La France, leader européen
Au milieu du XVe siècle, la France est devenue la nation d’Europe la plus exportatrice de papier. En 1554, Montholon, recteur de l’Université de Paris, dit au roi :
"Est la papeterie une manufacture qui ne s’est pas ci-devant faite qu’en France, et ce sont les estrangers, mesmes ceux d’Espagne toujours fournis en France et c’est le moyen de la papeterie, plus que par autre trafic des marchandises qui se passe en France, tiré l’or estranger. Il n’y a en France mine d’or n’y d’argent et n’avons moyen de trafiquer avec l’estranger et d’avoir leur or et leur argent que par le moyen de manufacture de la papeterie".

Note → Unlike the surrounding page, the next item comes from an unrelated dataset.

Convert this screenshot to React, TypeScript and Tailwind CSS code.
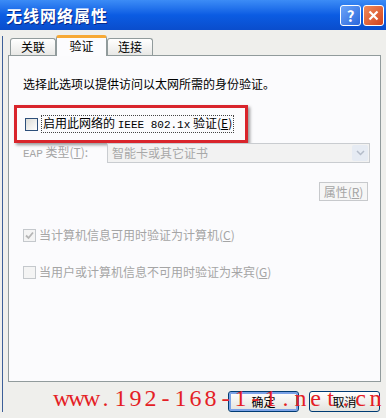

Au début du XVIe siècle, comme les frères Estienne à Paris, Christophe Plantin est humaniste et imprimeur. À Anvers, il emploie 80 ouvriers, et imprime 50 titres par an sur 16 presses. Il est considéré comme l’un des plus grands imprimeurs de l’époque.

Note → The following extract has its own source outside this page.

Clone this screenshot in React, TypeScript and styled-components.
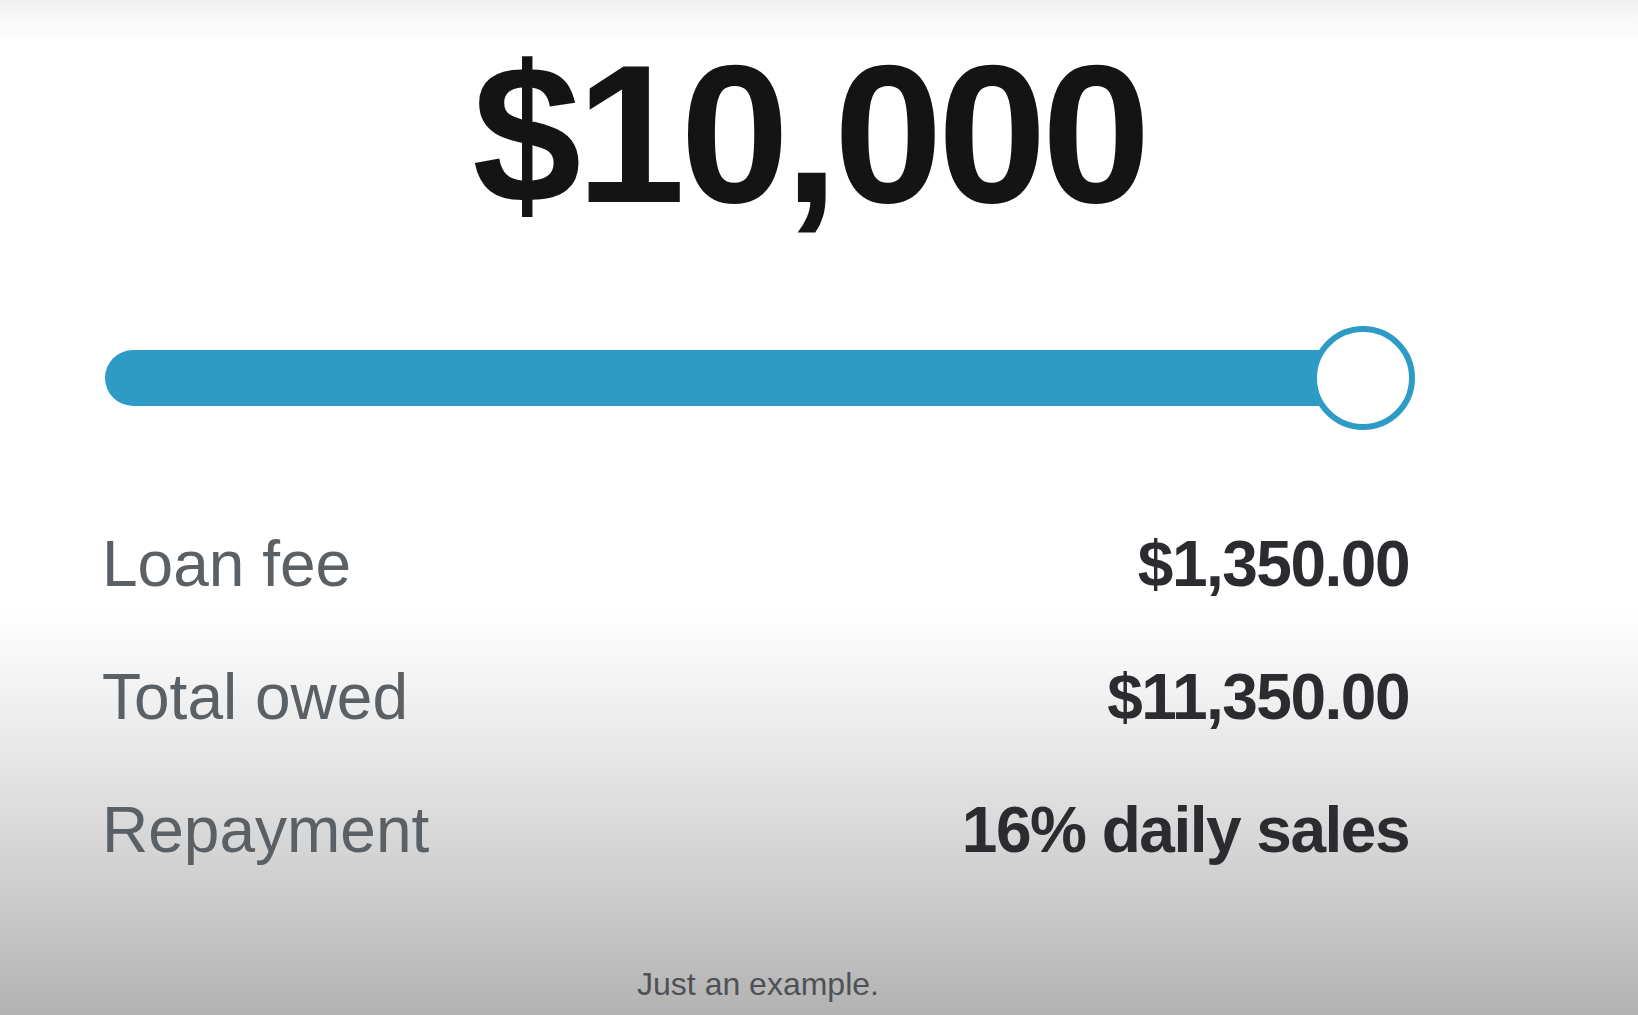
import * as React from 'react';
import styled, { createGlobalStyle } from 'styled-components';

const GlobalStyle = createGlobalStyle`
  html, body {
    margin: 0;
    padding: 0;
    overflow: hidden;
  }
  body {
    font-family: "Liberation Sans", Arial, sans-serif;
  }
`;

const Page = styled.div`
  display: flex;
  flex-direction: column;
  width: 1638px;
  height: 1015px;
  box-sizing: border-box;
  padding-top: 37px;
  background: linear-gradient(
    to bottom,
    #f0f0f0 0px,
    #f9f9f9 20px,
    #fcfcfc 36px,
    #ffffff 38px,
    #ffffff 610px,
    #e6e6e6 760px,
    #cfcfcf 880px,
    #b2b2b2 1015px
  );
`;

const Amount = styled.div`
  display: flex;
  justify-content: center;
  padding-right: 20px;
  font-size: 196px;
  line-height: 196px;
  height: 196px;
  font-weight: 700;
  letter-spacing: -5px;
  color: #141414;
`;

const SliderRow = styled.div`
  display: flex;
  align-items: center;
  margin-top: 93px;
  padding: 0 223px 0 105px;
  height: 104px;
`;

const Track = styled.div`
  flex: 1;
  height: 56px;
  border-radius: 28px 0 0 28px;
  background: #2e9bc6;
`;

const Thumb = styled.div`
  flex: none;
  width: 104px;
  height: 104px;
  margin-left: -52px;
  box-sizing: border-box;
  border-radius: 50%;
  border: 6px solid #2e9bc6;
  background: #ffffff;
`;

const Details = styled.div`
  display: flex;
  flex-direction: column;
  margin-top: 68px;
  padding: 0 229px 0 102px;
`;

const Row = styled.div`
  display: flex;
  justify-content: space-between;
  align-items: baseline;
  height: 133px;
  line-height: 133px;
`;

const Label = styled.span`
  font-size: 64px;
  font-weight: 400;
  color: #5b6065;
`;

const Value = styled.span`
  font-size: 64px;
  font-weight: 700;
  letter-spacing: -1.5px;
  color: #2a2c2f;
`;

const Caption = styled.div`
  margin-top: 67px;
  padding-right: 122px;
  text-align: center;
  font-size: 32px;
  line-height: 40px;
  color: #4e5256;
`;

const rows = [
  { label: 'Loan fee', value: '$1,350.00' },
  { label: 'Total owed', value: '$11,350.00' },
  { label: 'Repayment', value: '16% daily sales' },
];

const App: React.FunctionComponent = () => {
  return (
    <Page>
      <GlobalStyle />
      <Amount>$10,000</Amount>

      <SliderRow>
        <Track />
        <Thumb />
      </SliderRow>

      <Details>
        {rows.map((r) => (
          <Row key={r.label}>
            <Label>{r.label}</Label>
            <Value>{r.value}</Value>
          </Row>
        ))}
      </Details>

      <Caption>Just an example.</Caption>
    </Page>
  );
};

export default App;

En 1568, il vient à Troyes pour acheter le papier nécessaire à l’impression de sa Bible polyglotte dite d’Alcalà commandée par Philippe II d’Espagne. Sur grand réal in-folio il imprime huit volumes en 960 exemplaires. C’est par 1 000 rames à 72 sous chacune qu’il s’approvisionne. Christophe Plantin, tourangeau d’origine, "haricote" (réclame) sur la qualité des produits pour obtenir des rabais et ristournes. Les papetiers de Troyes soumis à ce chantage, s’entendent et restent fermes sur les prix sachant que pour une telle qualité seules les papeteries de Troyes sont capables de le servir.

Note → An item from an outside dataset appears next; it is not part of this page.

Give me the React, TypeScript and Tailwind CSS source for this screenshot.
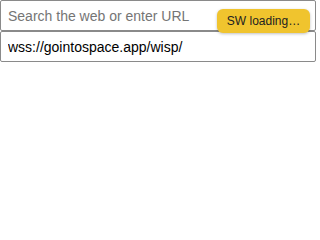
import React from "react";

export default function App() {
  return (
    <div className="relative w-[320px] h-[240px] bg-white font-['Liberation_Sans',Arial,sans-serif]">
      <div className="flex flex-col w-[316px]">
        <input
          className="h-[31px] w-full border border-[#8a8a8a] rounded-[2px] px-[7px] text-[14px] text-black placeholder:text-[#757575] outline-none font-['Liberation_Sans',Arial,sans-serif]"
          placeholder="Search the web or enter URL"
        />
        <input
          className="h-[31px] w-full border border-[#8a8a8a] rounded-[2px] px-[7px] text-[14px] text-black outline-none font-['Liberation_Sans',Arial,sans-serif]"
          defaultValue="wss://gointospace.app/wisp/"
        />
      </div>
      <div className="absolute left-[217px] top-[9px] w-[93px] h-[24px] rounded-[6px] bg-[#f0c42e] shadow-[0_1px_3px_rgba(0,0,0,0.25)] flex items-center justify-center text-[12px] text-[#222]">
        SW loading…
      </div>
    </div>
  );
}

Les papetiers vivent un âge d’or dans cette période troublée par les affrontements entre catholiques et réformés.
En 1533 Pierre Grognet écrit une chanson à leur gloire :
"Le bon papier est fait à Troyes, de sorteQu’il est le meilleur qu’autre que l’on apporteDe divers lieux, y sont imprimeursBons et parfait et gens de bonnes moeurs"
Sous la protection royale, exemptés de tous droits, exempts de la collecte des tailles, du logement des gens de guerre et de la milice, dispensés de tirer à la milice, les papetiers vivent un âge d’or dans cette période troublée par les affrontements entre catholiques et réformés.